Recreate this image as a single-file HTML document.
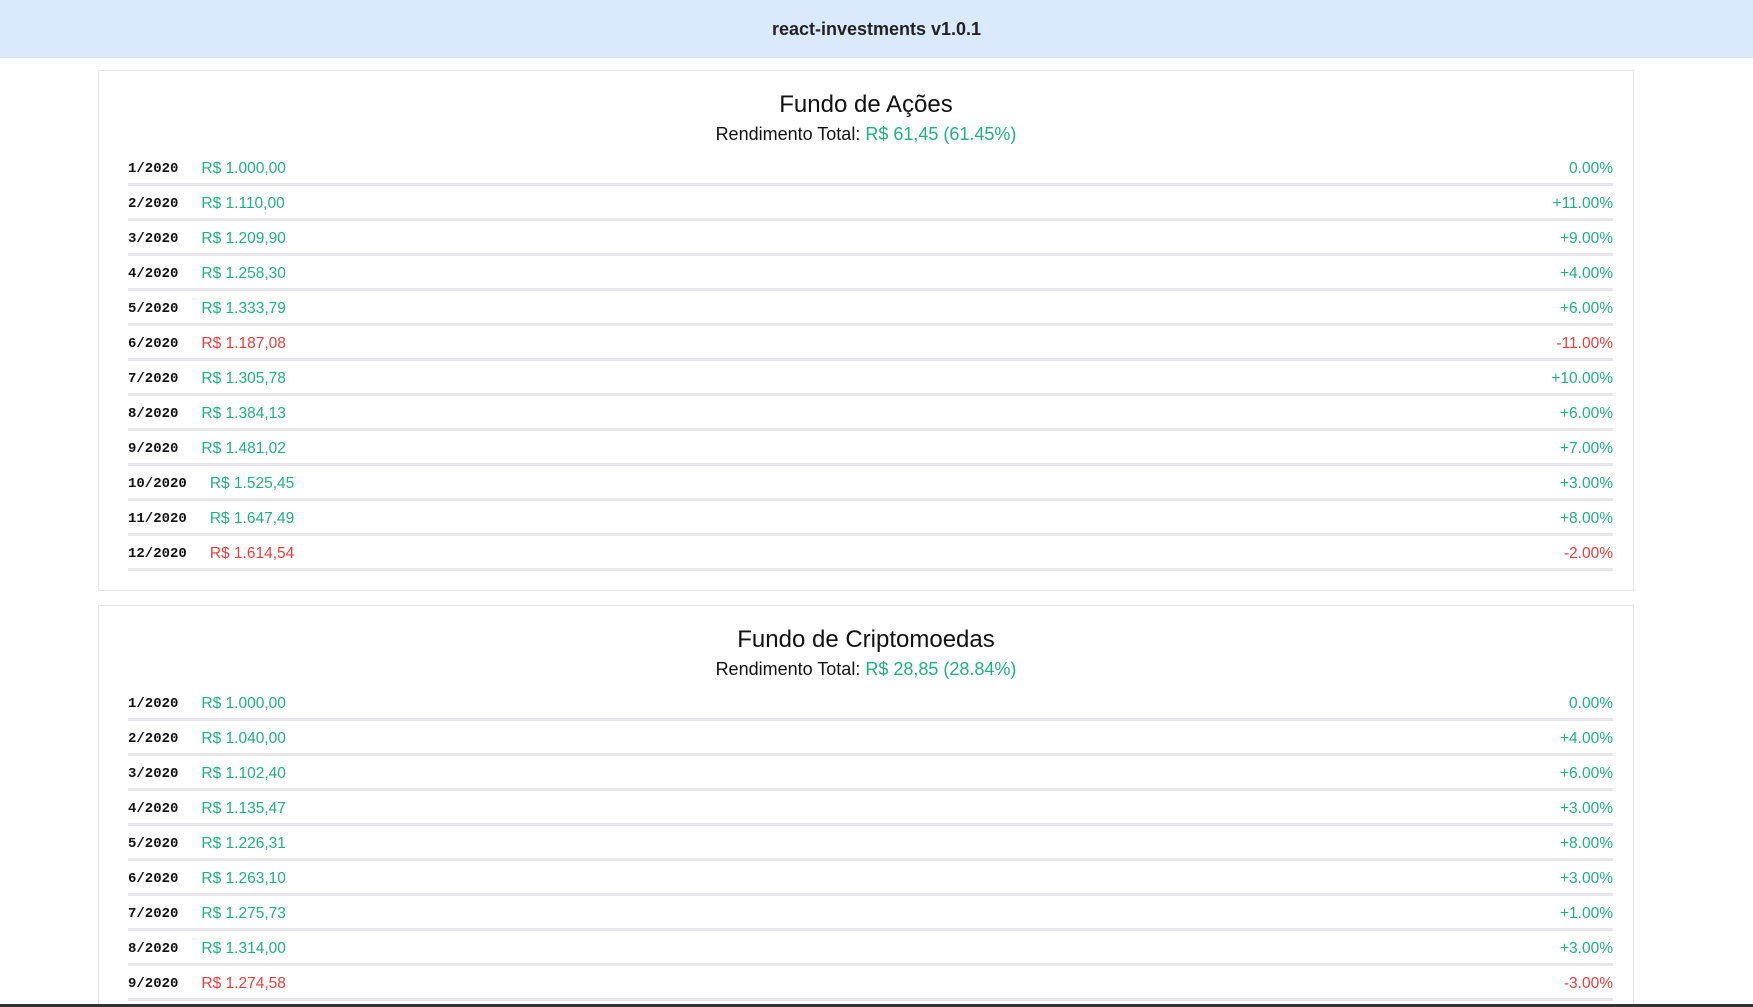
<!DOCTYPE html>
<html><head><meta charset="utf-8"><style>
*{box-sizing:border-box;margin:0;padding:0}
html,body{width:1753px;height:1007px;overflow:hidden;background:#fff;font-family:"Liberation Sans","DejaVu Sans",sans-serif}
.hdr{height:58px;background:#dbe9fd;text-align:center;font-size:18px;font-weight:bold;line-height:58px;color:#222}
.card{position:absolute;left:98px;width:1536px;border:1px solid #e6e6e6;background:#fff;overflow:hidden}
.c1{top:70px;height:521px}
.c2{top:605px;height:399px;border-bottom:none}
h2{text-align:center;font-size:24px;font-weight:normal;line-height:30px;color:#111;margin-top:19px}
.rt{text-align:center;font-size:18px;line-height:24px;margin-top:2px;color:#111}
.g{color:#1fb07f}.r{color:#ef3b3b}
.rows{margin:5px 20px 0 29px}
.row{height:35px;border-bottom:3px solid #e6e6ec;display:flex;align-items:center;font-size:15.5px;padding-top:3px}
.d{font-family:"Liberation Mono",monospace;font-weight:bold;font-size:14px;margin-right:23px;color:#111}
.v{flex:1}
.p{text-align:right}
.bar{position:absolute;left:0;top:1004px;width:1753px;height:3px;background:#333}
</style></head><body>
<div class="hdr">react-investments v1.0.1</div>
<div class="card c1">
<h2>Fundo de Ações</h2>
<div class="rt">Rendimento Total: <span class="g">R$ 61,45 (61.45%)</span></div>
<div class="rows">
<div class="row"><span class="d">1/2020</span><span class="v g">R$ 1.000,00</span><span class="p g">0.00%</span></div>
<div class="row"><span class="d">2/2020</span><span class="v g">R$ 1.110,00</span><span class="p g">+11.00%</span></div>
<div class="row"><span class="d">3/2020</span><span class="v g">R$ 1.209,90</span><span class="p g">+9.00%</span></div>
<div class="row"><span class="d">4/2020</span><span class="v g">R$ 1.258,30</span><span class="p g">+4.00%</span></div>
<div class="row"><span class="d">5/2020</span><span class="v g">R$ 1.333,79</span><span class="p g">+6.00%</span></div>
<div class="row"><span class="d">6/2020</span><span class="v r">R$ 1.187,08</span><span class="p r">-11.00%</span></div>
<div class="row"><span class="d">7/2020</span><span class="v g">R$ 1.305,78</span><span class="p g">+10.00%</span></div>
<div class="row"><span class="d">8/2020</span><span class="v g">R$ 1.384,13</span><span class="p g">+6.00%</span></div>
<div class="row"><span class="d">9/2020</span><span class="v g">R$ 1.481,02</span><span class="p g">+7.00%</span></div>
<div class="row"><span class="d">10/2020</span><span class="v g">R$ 1.525,45</span><span class="p g">+3.00%</span></div>
<div class="row"><span class="d">11/2020</span><span class="v g">R$ 1.647,49</span><span class="p g">+8.00%</span></div>
<div class="row"><span class="d">12/2020</span><span class="v r">R$ 1.614,54</span><span class="p r">-2.00%</span></div>
</div></div>
<div class="card c2">
<h2>Fundo de Criptomoedas</h2>
<div class="rt">Rendimento Total: <span class="g">R$ 28,85 (28.84%)</span></div>
<div class="rows">
<div class="row"><span class="d">1/2020</span><span class="v g">R$ 1.000,00</span><span class="p g">0.00%</span></div>
<div class="row"><span class="d">2/2020</span><span class="v g">R$ 1.040,00</span><span class="p g">+4.00%</span></div>
<div class="row"><span class="d">3/2020</span><span class="v g">R$ 1.102,40</span><span class="p g">+6.00%</span></div>
<div class="row"><span class="d">4/2020</span><span class="v g">R$ 1.135,47</span><span class="p g">+3.00%</span></div>
<div class="row"><span class="d">5/2020</span><span class="v g">R$ 1.226,31</span><span class="p g">+8.00%</span></div>
<div class="row"><span class="d">6/2020</span><span class="v g">R$ 1.263,10</span><span class="p g">+3.00%</span></div>
<div class="row"><span class="d">7/2020</span><span class="v g">R$ 1.275,73</span><span class="p g">+1.00%</span></div>
<div class="row"><span class="d">8/2020</span><span class="v g">R$ 1.314,00</span><span class="p g">+3.00%</span></div>
<div class="row"><span class="d">9/2020</span><span class="v r">R$ 1.274,58</span><span class="p r">-3.00%</span></div>
</div></div>
<div class="bar"></div>
</body></html>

........

**EXERCISE**.
Give the data again exactly as written, with all pictures left out.

**ANSWER IN FULL**.
Recreate this image as a single-file HTML document.
<!DOCTYPE html>
<html><head><meta charset="utf-8"><style>
*{box-sizing:border-box;margin:0;padding:0}
html,body{width:1753px;height:1007px;overflow:hidden;background:#fff;font-family:"Liberation Sans","DejaVu Sans",sans-serif}
.hdr{height:58px;background:#dbe9fd;text-align:center;font-size:18px;font-weight:bold;line-height:58px;color:#222}
.card{position:absolute;left:98px;width:1536px;border:1px solid #e6e6e6;background:#fff;overflow:hidden}
.c1{top:70px;height:521px}
.c2{top:605px;height:399px;border-bottom:none}
h2{text-align:center;font-size:24px;font-weight:normal;line-height:30px;color:#111;margin-top:19px}
.rt{text-align:center;font-size:18px;line-height:24px;margin-top:2px;color:#111}
.g{color:#1fb07f}.r{color:#ef3b3b}
.rows{margin:5px 20px 0 29px}
.row{height:35px;border-bottom:3px solid #e6e6ec;display:flex;align-items:center;font-size:15.5px;padding-top:3px}
.d{font-family:"Liberation Mono",monospace;font-weight:bold;font-size:14px;margin-right:23px;color:#111}
.v{flex:1}
.p{text-align:right}
.bar{position:absolute;left:0;top:1004px;width:1753px;height:3px;background:#333}
</style></head><body>
<div class="hdr">react-investments v1.0.1</div>
<div class="card c1">
<h2>Fundo de Ações</h2>
<div class="rt">Rendimento Total: <span class="g">R$ 61,45 (61.45%)</span></div>
<div class="rows">
<div class="row"><span class="d">1/2020</span><span class="v g">R$ 1.000,00</span><span class="p g">0.00%</span></div>
<div class="row"><span class="d">2/2020</span><span class="v g">R$ 1.110,00</span><span class="p g">+11.00%</span></div>
<div class="row"><span class="d">3/2020</span><span class="v g">R$ 1.209,90</span><span class="p g">+9.00%</span></div>
<div class="row"><span class="d">4/2020</span><span class="v g">R$ 1.258,30</span><span class="p g">+4.00%</span></div>
<div class="row"><span class="d">5/2020</span><span class="v g">R$ 1.333,79</span><span class="p g">+6.00%</span></div>
<div class="row"><span class="d">6/2020</span><span class="v r">R$ 1.187,08</span><span class="p r">-11.00%</span></div>
<div class="row"><span class="d">7/2020</span><span class="v g">R$ 1.305,78</span><span class="p g">+10.00%</span></div>
<div class="row"><span class="d">8/2020</span><span class="v g">R$ 1.384,13</span><span class="p g">+6.00%</span></div>
<div class="row"><span class="d">9/2020</span><span class="v g">R$ 1.481,02</span><span class="p g">+7.00%</span></div>
<div class="row"><span class="d">10/2020</span><span class="v g">R$ 1.525,45</span><span class="p g">+3.00%</span></div>
<div class="row"><span class="d">11/2020</span><span class="v g">R$ 1.647,49</span><span class="p g">+8.00%</span></div>
<div class="row"><span class="d">12/2020</span><span class="v r">R$ 1.614,54</span><span class="p r">-2.00%</span></div>
</div></div>
<div class="card c2">
<h2>Fundo de Criptomoedas</h2>
<div class="rt">Rendimento Total: <span class="g">R$ 28,85 (28.84%)</span></div>
<div class="rows">
<div class="row"><span class="d">1/2020</span><span class="v g">R$ 1.000,00</span><span class="p g">0.00%</span></div>
<div class="row"><span class="d">2/2020</span><span class="v g">R$ 1.040,00</span><span class="p g">+4.00%</span></div>
<div class="row"><span class="d">3/2020</span><span class="v g">R$ 1.102,40</span><span class="p g">+6.00%</span></div>
<div class="row"><span class="d">4/2020</span><span class="v g">R$ 1.135,47</span><span class="p g">+3.00%</span></div>
<div class="row"><span class="d">5/2020</span><span class="v g">R$ 1.226,31</span><span class="p g">+8.00%</span></div>
<div class="row"><span class="d">6/2020</span><span class="v g">R$ 1.263,10</span><span class="p g">+3.00%</span></div>
<div class="row"><span class="d">7/2020</span><span class="v g">R$ 1.275,73</span><span class="p g">+1.00%</span></div>
<div class="row"><span class="d">8/2020</span><span class="v g">R$ 1.314,00</span><span class="p g">+3.00%</span></div>
<div class="row"><span class="d">9/2020</span><span class="v r">R$ 1.274,58</span><span class="p r">-3.00%</span></div>
</div></div>
<div class="bar"></div>
</body></html>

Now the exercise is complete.